* **GIVEN DATA**:
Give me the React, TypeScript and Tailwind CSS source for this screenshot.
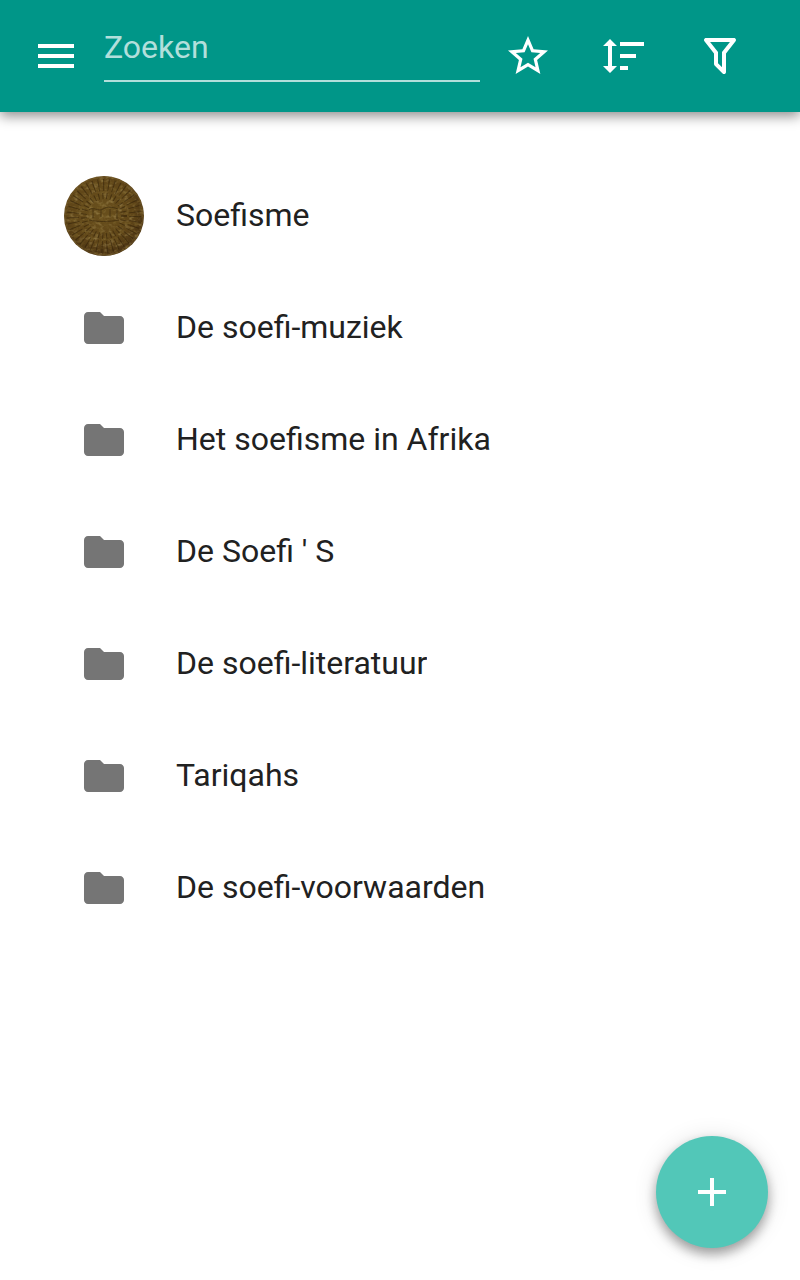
import type { ReactNode } from "react";

const ICONS = {
    menu: "M3 18h18v-2H3v2zm0-5h18v-2H3v2zm0-7v2h18V6H3z",
    star: "M22 9.24l-7.19-.62L12 2 9.19 8.63 2 9.24l5.46 4.73L5.82 21 12 17.27 18.18 21l-1.63-7.03L22 9.24zM12 15.4l-3.76 2.27 1-4.28-3.32-2.88 4.38-.38L12 6.1l1.71 4.04 4.38.38-3.32 2.88 1 4.28L12 15.4z",
    sort: "M10 13V11H18V13H10M10 19V17H14V19H10M10 7V5H22V7H10M6 17H8.5L5 20.5L1.5 17H4V7H1.5L5 3.5L8.5 7H6V17Z",
    filter: "M15 19.88C15.04 20.18 14.94 20.5 14.71 20.71C14.32 21.1 13.69 21.1 13.3 20.71L9.29 16.7C9.06 16.47 8.96 16.16 9 15.87V10.75L4.21 4.62C3.87 4.19 3.95 3.56 4.38 3.22C4.57 3.08 4.78 3 5 3H19C19.22 3 19.43 3.08 19.62 3.22C20.05 3.56 20.13 4.19 19.79 4.62L15 10.75V19.88M7.04 5L11 10.06V15.58L13 17.58V10.05L16.96 5H7.04Z",
    folder: "M10 4H4c-1.1 0-1.99.9-1.99 2L2 18c0 1.1.9 2 2 2h16c1.1 0 2-.9 2-2V8c0-1.1-.9-2-2-2h-8l-2-2z",
    add: "M19 13h-6v6h-2v-6H5v-2h6V5h2v6h6v2z",
};

const FOLDERS = [
    "De soefi-muziek",
    "Het soefisme in Afrika",
    "De Soefi ' S",
    "De soefi-literatuur",
    "Tariqahs",
    "De soefi-voorwaarden",
];

const Icon = ({ name }: { name: keyof typeof ICONS }) => (
    <svg viewBox="0 0 24 24" className="size-12 shrink-0 fill-current" aria-hidden="true">
        <path d={ICONS[name]} />
    </svg>
);

const IconButton = ({ name, label }: { name: keyof typeof ICONS; label: string }) => (
    <button
        type="button"
        aria-label={label}
        className="flex w-24 shrink-0 items-center justify-center self-stretch"
    >
        <Icon name={name} />
    </button>
);

// Engraved bronze medallion
const Medallion = () => (
    <svg viewBox="0 0 80 80" className="size-20 shrink-0" aria-hidden="true">
        <defs>
            <clipPath id="disc">
                <circle cx="40" cy="40" r="40" />
            </clipPath>
            <radialGradient id="bronze" cx="46%" cy="42%" r="58%">
                <stop offset="0" stopColor="#69501d" />
                <stop offset="0.7" stopColor="#5f4518" />
                <stop offset="1" stopColor="#493213" />
            </radialGradient>
            <filter id="relief" x="0" y="0" width="100%" height="100%">
                <feTurbulence type="fractalNoise" baseFrequency="0.2 0.26" numOctaves="3" seed="8" />
                <feColorMatrix values="0 0 0 0 0.18  0 0 0 0 0.11  0 0 0 0 0.02  3 0 0 0 -1.4" />
            </filter>
            <filter id="glint" x="0" y="0" width="100%" height="100%">
                <feTurbulence type="fractalNoise" baseFrequency="0.2 0.28" numOctaves="2" seed="21" />
                <feColorMatrix values="0 0 0 0 0.56  0 0 0 0 0.44  0 0 0 0 0.18  3 0 0 0 -1.5" />
            </filter>
        </defs>
        <g clipPath="url(#disc)">
            <rect width="80" height="80" fill="url(#bronze)" />
            <rect width="80" height="80" filter="url(#relief)" opacity="0.7" />
            <rect width="80" height="80" filter="url(#glint)" opacity="0.35" />
            <g fill="none" stroke="#2f1f08" opacity="0.55">
                <circle cx="40" cy="40" r="31" strokeWidth="12" strokeDasharray="1 4" />
                <circle cx="40" cy="40" r="20" strokeWidth="6" strokeDasharray="1 3" />
                <path d="M25 34c4-4 9 2 14-1s9-2 15 0M25 44c8 2 20 2 30 0M29 33v9M37 34v7M46 33v8M53 34v9" />
            </g>
            <circle cx="40" cy="40" r="39" fill="none" stroke="#7d652f" opacity="0.4" />
        </g>
    </svg>
);

const ListItem = ({ icon, title }: { icon: ReactNode; title: string }) => (
    <li>
        <a href="#" className="flex h-28 items-center gap-8 px-16">
            <span className="flex w-20 shrink-0 justify-center text-[#757575]">{icon}</span>
            <span className="truncate pb-0.5 text-[32px] leading-10">{title}</span>
        </a>
    </li>
);

const App = () => {
    return (
        <div className="flex min-h-screen flex-col bg-white font-[Roboto,sans-serif] text-[#212121]">
            <header className="flex h-28 items-center bg-[#009688] pr-8 pl-2 text-white shadow-[0_4px_12px_rgba(0,0,0,0.45)]">
                <IconButton name="menu" label="Menu" />
                <input
                    type="search"
                    aria-label="Zoeken"
                    placeholder="Zoeken"
                    className="h-13 min-w-0 flex-1 appearance-none border-b-2 border-[#b2dfdb] bg-transparent pb-4 text-[32px] outline-none placeholder:text-[#b2dfdb]"
                />
                <IconButton name="star" label="Favorieten" />
                <IconButton name="sort" label="Sorteren" />
                <IconButton name="filter" label="Filteren" />
            </header>

            <main className="flex-1 py-12">
                <ul>
                    <ListItem icon={<Medallion />} title="Soefisme" />
                    {FOLDERS.map((title) => (
                        <ListItem key={title} icon={<Icon name="folder" />} title={title} />
                    ))}
                </ul>
            </main>

            <button
                type="button"
                aria-label="Toevoegen"
                className="fixed right-8 bottom-8 flex size-28 items-center justify-center rounded-full bg-[#52c7b8] text-white shadow-[0_6px_12px_rgba(0,0,0,0.35),0_2px_24px_rgba(0,0,0,0.12)]"
            >
                <Icon name="add" />
            </button>
        </div>
    );
};

export default App;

* **INSTRUCTIONS FOR THE TASK**: All the material shown above is to be copied exactly, with no pictures carried over.

* **FINISHED TASK**:
Give me the React, TypeScript and Tailwind CSS source for this screenshot.
import type { ReactNode } from "react";

const ICONS = {
    menu: "M3 18h18v-2H3v2zm0-5h18v-2H3v2zm0-7v2h18V6H3z",
    star: "M22 9.24l-7.19-.62L12 2 9.19 8.63 2 9.24l5.46 4.73L5.82 21 12 17.27 18.18 21l-1.63-7.03L22 9.24zM12 15.4l-3.76 2.27 1-4.28-3.32-2.88 4.38-.38L12 6.1l1.71 4.04 4.38.38-3.32 2.88 1 4.28L12 15.4z",
    sort: "M10 13V11H18V13H10M10 19V17H14V19H10M10 7V5H22V7H10M6 17H8.5L5 20.5L1.5 17H4V7H1.5L5 3.5L8.5 7H6V17Z",
    filter: "M15 19.88C15.04 20.18 14.94 20.5 14.71 20.71C14.32 21.1 13.69 21.1 13.3 20.71L9.29 16.7C9.06 16.47 8.96 16.16 9 15.87V10.75L4.21 4.62C3.87 4.19 3.95 3.56 4.38 3.22C4.57 3.08 4.78 3 5 3H19C19.22 3 19.43 3.08 19.62 3.22C20.05 3.56 20.13 4.19 19.79 4.62L15 10.75V19.88M7.04 5L11 10.06V15.58L13 17.58V10.05L16.96 5H7.04Z",
    folder: "M10 4H4c-1.1 0-1.99.9-1.99 2L2 18c0 1.1.9 2 2 2h16c1.1 0 2-.9 2-2V8c0-1.1-.9-2-2-2h-8l-2-2z",
    add: "M19 13h-6v6h-2v-6H5v-2h6V5h2v6h6v2z",
};

const FOLDERS = [
    "De soefi-muziek",
    "Het soefisme in Afrika",
    "De Soefi ' S",
    "De soefi-literatuur",
    "Tariqahs",
    "De soefi-voorwaarden",
];

const Icon = ({ name }: { name: keyof typeof ICONS }) => (
    <svg viewBox="0 0 24 24" className="size-12 shrink-0 fill-current" aria-hidden="true">
        <path d={ICONS[name]} />
    </svg>
);

const IconButton = ({ name, label }: { name: keyof typeof ICONS; label: string }) => (
    <button
        type="button"
        aria-label={label}
        className="flex w-24 shrink-0 items-center justify-center self-stretch"
    >
        <Icon name={name} />
    </button>
);

// Engraved bronze medallion
const Medallion = () => (
    <svg viewBox="0 0 80 80" className="size-20 shrink-0" aria-hidden="true">
        <defs>
            <clipPath id="disc">
                <circle cx="40" cy="40" r="40" />
            </clipPath>
            <radialGradient id="bronze" cx="46%" cy="42%" r="58%">
                <stop offset="0" stopColor="#69501d" />
                <stop offset="0.7" stopColor="#5f4518" />
                <stop offset="1" stopColor="#493213" />
            </radialGradient>
            <filter id="relief" x="0" y="0" width="100%" height="100%">
                <feTurbulence type="fractalNoise" baseFrequency="0.2 0.26" numOctaves="3" seed="8" />
                <feColorMatrix values="0 0 0 0 0.18  0 0 0 0 0.11  0 0 0 0 0.02  3 0 0 0 -1.4" />
            </filter>
            <filter id="glint" x="0" y="0" width="100%" height="100%">
                <feTurbulence type="fractalNoise" baseFrequency="0.2 0.28" numOctaves="2" seed="21" />
                <feColorMatrix values="0 0 0 0 0.56  0 0 0 0 0.44  0 0 0 0 0.18  3 0 0 0 -1.5" />
            </filter>
        </defs>
        <g clipPath="url(#disc)">
            <rect width="80" height="80" fill="url(#bronze)" />
            <rect width="80" height="80" filter="url(#relief)" opacity="0.7" />
            <rect width="80" height="80" filter="url(#glint)" opacity="0.35" />
            <g fill="none" stroke="#2f1f08" opacity="0.55">
                <circle cx="40" cy="40" r="31" strokeWidth="12" strokeDasharray="1 4" />
                <circle cx="40" cy="40" r="20" strokeWidth="6" strokeDasharray="1 3" />
                <path d="M25 34c4-4 9 2 14-1s9-2 15 0M25 44c8 2 20 2 30 0M29 33v9M37 34v7M46 33v8M53 34v9" />
            </g>
            <circle cx="40" cy="40" r="39" fill="none" stroke="#7d652f" opacity="0.4" />
        </g>
    </svg>
);

const ListItem = ({ icon, title }: { icon: ReactNode; title: string }) => (
    <li>
        <a href="#" className="flex h-28 items-center gap-8 px-16">
            <span className="flex w-20 shrink-0 justify-center text-[#757575]">{icon}</span>
            <span className="truncate pb-0.5 text-[32px] leading-10">{title}</span>
        </a>
    </li>
);

const App = () => {
    return (
        <div className="flex min-h-screen flex-col bg-white font-[Roboto,sans-serif] text-[#212121]">
            <header className="flex h-28 items-center bg-[#009688] pr-8 pl-2 text-white shadow-[0_4px_12px_rgba(0,0,0,0.45)]">
                <IconButton name="menu" label="Menu" />
                <input
                    type="search"
                    aria-label="Zoeken"
                    placeholder="Zoeken"
                    className="h-13 min-w-0 flex-1 appearance-none border-b-2 border-[#b2dfdb] bg-transparent pb-4 text-[32px] outline-none placeholder:text-[#b2dfdb]"
                />
                <IconButton name="star" label="Favorieten" />
                <IconButton name="sort" label="Sorteren" />
                <IconButton name="filter" label="Filteren" />
            </header>

            <main className="flex-1 py-12">
                <ul>
                    <ListItem icon={<Medallion />} title="Soefisme" />
                    {FOLDERS.map((title) => (
                        <ListItem key={title} icon={<Icon name="folder" />} title={title} />
                    ))}
                </ul>
            </main>

            <button
                type="button"
                aria-label="Toevoegen"
                className="fixed right-8 bottom-8 flex size-28 items-center justify-center rounded-full bg-[#52c7b8] text-white shadow-[0_6px_12px_rgba(0,0,0,0.35),0_2px_24px_rgba(0,0,0,0.12)]"
            >
                <Icon name="add" />
            </button>
        </div>
    );
};

export default App;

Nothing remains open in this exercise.